Taking solace in the fertile land, trade route and the natural protective landscape, they became farmers and traders and formed the core of the Gold Coast regiment now Ghana Army in 1852.
In later years, as a result of economic adventures, the Wangaras migrated to many parts of the country to pursue wealth through trading and cash crop farming and also worked in Gold and Diamond Mining establishments, as well as the security services.
The Kurubi Festival begins on the 27th night of the month of Ramadan a period of fasting on the Islamic calendar. The night is regarded as a revelation night among Muslims and the Wangaras as a period when Allah sends blessing to his people.
The festival also portray the pride of female virgins before marriage who dance on a wooden platform, mounted at the durbar grounds to the admiration of the large crowd who had gathered at the park.
A representative of the YabonWura, King of Gonjaland and his elders who are the kinsmen of the Wangaras always grace the grand durbar of chiefs with a large entourage to signify the ties established between his ancestors and the Wangaras.
The National Association of Wangara Communities known as “Benkadi”, which literally means “togetherness brings happiness”, is responsible for the organisation of the annual Kurubi Festival in Kintampo, regarded as the spiritual home of the Wangaras under the leadership of Nana Fanyinama III, President of the Council of Wangara Chiefs who is also Know as the Wangara Wura.
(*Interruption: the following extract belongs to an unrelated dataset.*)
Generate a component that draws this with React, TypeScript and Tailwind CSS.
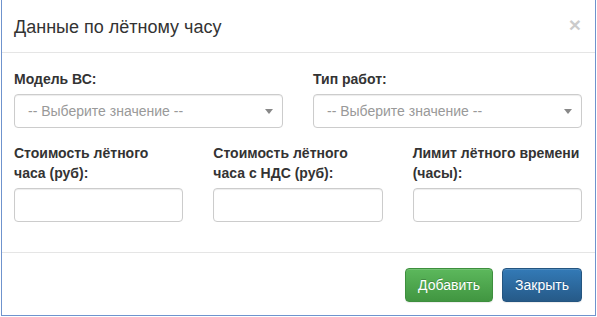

The festival was single-handedly sponsored by Sidalco Limited, an Agro-chemical company and according to Mr David Lamptey, the Chief Executive Officer (CEO) and a former Member of Parliament (MP) for Osu Klottey in the Greater Accra Region and his wife, Mrs Gifty Lamptey, congratulated the chiefs and people on the celebration and pledged their continuous support of the company to the annual festival.
The Vice-President, Mr John Mahama Dramani who was the guest of honour at the durbar gave the assurance that the Government had put in place many interventions aimed at creating jobs for the teeming unemployed youth in the country.
He, therefore, urged the youth to take advantage of the various interventions, especially the Youth in Agriculture Programme to improve their lot.
Mr Dramani also in a response to an appeal made by the Wangara Wura, Nana Fanyinama to construct the Kintampo town road said the Government would ask the contractor currently working on the Techiman-Kintampo-Tamale road to add their request to it.
Nana Fanyinama said the previous Government had tackled the principal streets in Kintampo and therefore, appealed to the current administration to tackle the road network with dispatch or else in the event of any torrential rains, disaster could strike, which would result in the use of huge government resources on the resettlement of the victims.
The Wangara Wura also appealed to intellectuals and enlightened Wangaras to reach out to their less privileged brothers and sisters through the Benkadi Association and share their thoughts and ideas that could totally transform “our communities to play important roles in nation building”.
Alhaji Collins Dauda, the Minister of Lands and Natural Resources, for his part urged the people to take part in the national identification exercise by registering when it got to their communities.